Trove Harvester web app¶
A simple web interface to the TroveHarvester, the easiest way to harvest data from Trove.
Display the results of a harvest as a searchable database using Datasette¶
Datasette is 'a tool for exploring and publishing data'. Give it a CSV file and it turns it into a fully-searchable database, running in your browser. It supports facets, full-text search, and, with a bit of tweaking, can even present images. Although Datasette is a command-line tool, we can run from within a Jupyter notebook, and open a new window to display the results. This notebook shows you how to load the newspaper data you've harvested into Datasette, and start it up.
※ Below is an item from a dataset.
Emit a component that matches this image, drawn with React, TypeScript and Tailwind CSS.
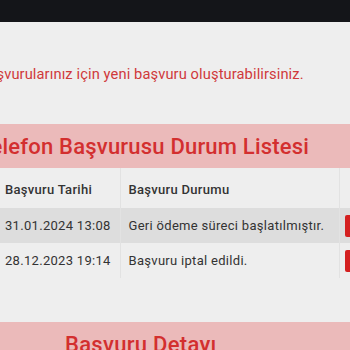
const rows = [
  { date: '31.01.2024 13:08', status: 'Geri ödeme süreci başlatılmıştır.' },
  { date: '28.12.2023 19:14', status: 'Başvuru iptal edildi.' },
]

export default function App() {
  return (
    <div className="w-[350px] h-[350px] overflow-hidden bg-[#eeeeee] font-['Roboto',sans-serif]">
      <div className="h-[22px] bg-[#141519]" />
      <p className="mt-[42px] -ml-[69px] whitespace-nowrap text-[14.7px] leading-[20px] text-[#d0393b] tracking-[0.1px]">
        Önceki başvurularınız için yeni başvuru oluşturabilirsiniz.
      </p>
      <div className="mt-[40px] h-[44px] bg-[#ebbaba] flex items-center -ml-[22px] w-[400px]">
        <h2 className="text-[22px] font-medium text-[#d32f2f] whitespace-nowrap tracking-[0.2px]">
          Telefon Başvurusu Durum Listesi
        </h2>
      </div>
      <table className="w-[400px] border-collapse text-[13px] text-[#333333] tracking-[0.3px]">
        <thead>
          <tr className="h-[40px]">
            <th className="w-[120px] text-left font-medium pl-[5px] pt-[4px] border-r border-[#e2e2e2]">Başvuru Tarihi</th>
            <th className="w-[219px] text-left font-medium pl-[8px] pt-[4px] border-r border-[#e2e2e2]">Başvuru Durumu</th>
            <th />
          </tr>
        </thead>
        <tbody>
          {rows.map((r, i) => (
            <tr key={r.date} className={i === 0 ? 'h-[35px] bg-[#dddddd]' : 'h-[35px] bg-[#eeeeee]'}>
              <td className="pl-[5px] border-r border-[#e2e2e2] whitespace-nowrap">{r.date}</td>
              <td className="pl-[8px] border-r border-[#e2e2e2] whitespace-nowrap">{r.status}</td>
              <td className="pl-[5px]">
                <div className="w-[30px] h-[22px] bg-[#d42020] rounded-[2px]" />
              </td>
            </tr>
          ))}
        </tbody>
      </table>
      <div className="mt-[44px] h-[40px] bg-[#ebbaba] flex items-start pl-[65px] pt-[6px]">
        <h2 className="text-[22px] font-medium text-[#d32f2f] whitespace-nowrap tracking-[0.3px]">Başvuru Detayı</h2>
      </div>
    </div>
  )
}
If you've also harvested full-text and images from the newspaper articles, you can add these to your database as well!
Exploring your TroveHarvester data¶
This notebook shows some ways in which you can analyse and visualise the article metadata you've harvested — show the distribution of articles over time and space; find which newspapers published the most articles. (Under construction)
Exploring harvested text files¶
This notebook suggests some ways in which you can aggregate and analyse the individual OCRd text files for each article — look at word frequencies ; calculate TF-IDF values. (Under construction)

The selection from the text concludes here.